Rozgadaliśmy się o naszych wizjach, o podsłuchiwaniu, o Jegomościu …

  • Ojcze … Czy te moje ostatnie teksty o podsłuchiwaniu coś zrobiły ? 
  • Dzieje się.
  • …. Zobaczyłem nieduże ognisko, pali się spokojnie, ale ktoś się nachyla i podmuchuje, żeby było większe. Ktoś z boku się nachyla i dmucha i ogień rośnie do góry.
  • Ktoś, kto dmucha, nadaje temu rangę.
  • Masz to zapisać ….
  • …… – co czynię szybko.

  • Zrobiło się koło dyskusyjne wokół tego, w tym temacie … Nie rozumieją, nie mogą połączyć moich wygłupów z tą rangą.
  • Wyobrażasz sobie człowieka, na którego patrzą i nie wierzą i widzą dłonie, które idą po niego ?
  • Nooooo …. Szok !
  • To będzie wstrząs ?
  • Na pewno, darli się wniebogłosy.
  • Zaboli ludzi to, co na Ziemię idzie.
  • Katastrofa gotowa.
  • Widzę wielki wybuch.
  • Hmm … Tak się ciągle zastanawiam nad tymi, co podsłuchują. Ty widziałeś ich, że tańczyli, cieszyli się … Ale na razie wygląda to tak, że jedynie się przyglądają, badają. Jeśli widziałeś ich tańczących, to raczej po ”Rękach” …  No i UFO … Oni przylecieli, żeby zobaczyć „dłonie” ?- dywaguję.  
  • Idę po Swoje, masz coś przeciwko ?
  • Absolutnie niiiii …. – żartuję.
  • Idę po swoje, bo to Moje.
  • No dobrze … A jak wróci ? Odstawisz go Ojcze z powrotem ? – nadal żartuję.
  • Widziałaś.
  • ??? … A tak, wszedłeś do pokoju po prostu.
  • Ale jakoś cię nie widział.
  • No nie widział.
  • Skupiony był na kimś innym
  • No właśnie ! … 
  • Wiesz dlaczego Jegomość był przedstawiony jako Rosjanin ?
  • No właśnie, dlaczego ? – jestem bardzo ciekawa, nie myślałam o tym wcześniej.
  • On był nietykalny, mówił ostatecznie.
  • …. Hmm … Jegomość zrobił wielkie oczy i się pokłonił … Rozpoznał …i uznał cię …  Uznał cię ! … Może to jakiś ważny Chasyd !?! – jestem zaskoczona tym odkryciem.
  • Ojcze, czy Chasydzi już tańczą, czy jeszcze nie ?
  • Oni ciągle tańczą od jakiegoś czasu … Nie pytaj.
  • Ważne, że wiesz, że będzie, ale nie wiesz kiedy.

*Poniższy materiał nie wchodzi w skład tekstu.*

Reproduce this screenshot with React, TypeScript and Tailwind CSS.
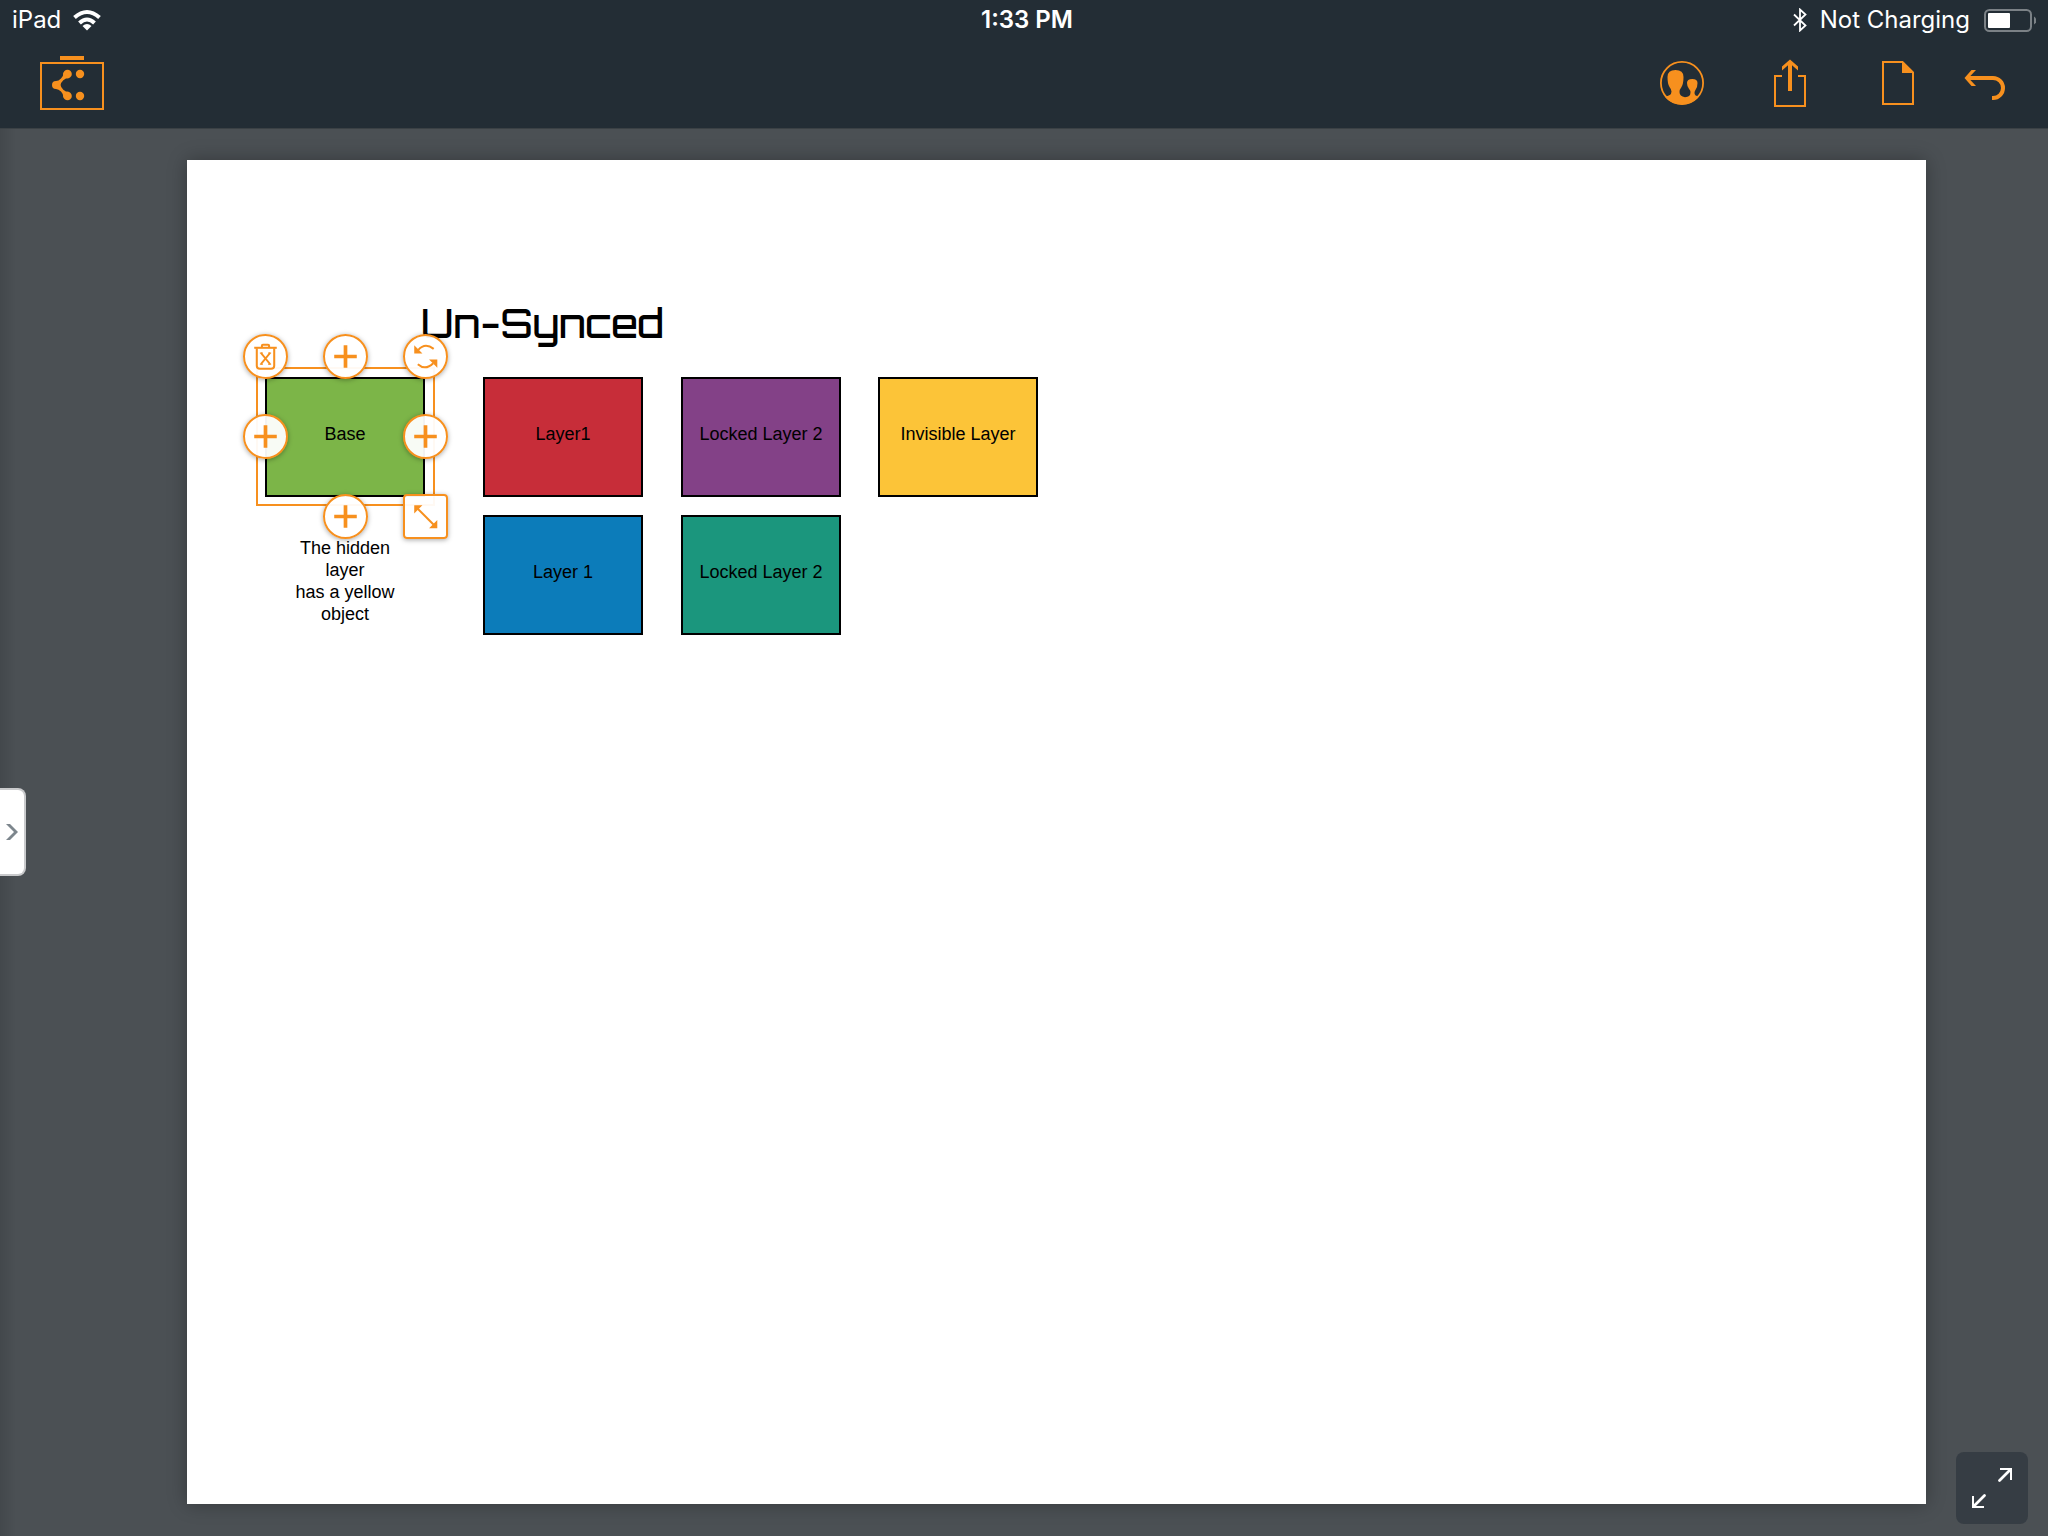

Wieczorem. Przepisuję wszystko do komputera i się zastanawiam …

  • Jeśli maj to iskrzenie nad głową, to „Ręce” powinny być chyba w maju, bo moją uwagę od Maryi odwrócił wrzask ludzi. To się działo równocześnie niemal.
  • Ola, kiedy kończy się sąd ? W piątek o 15. 00 ?
  • Taaak. No i co, Ojcze … W piątek się kończy sąd, to weźmiesz go w sobotę ?
  • A kawa ? Kawa ważniejsza – Ojciec się roześmiał.

I już wiedziałam, że nie maj. Bezradność mnie ogarnęła. Będzie inaczej, niż myślę, jak zwykle zresztą.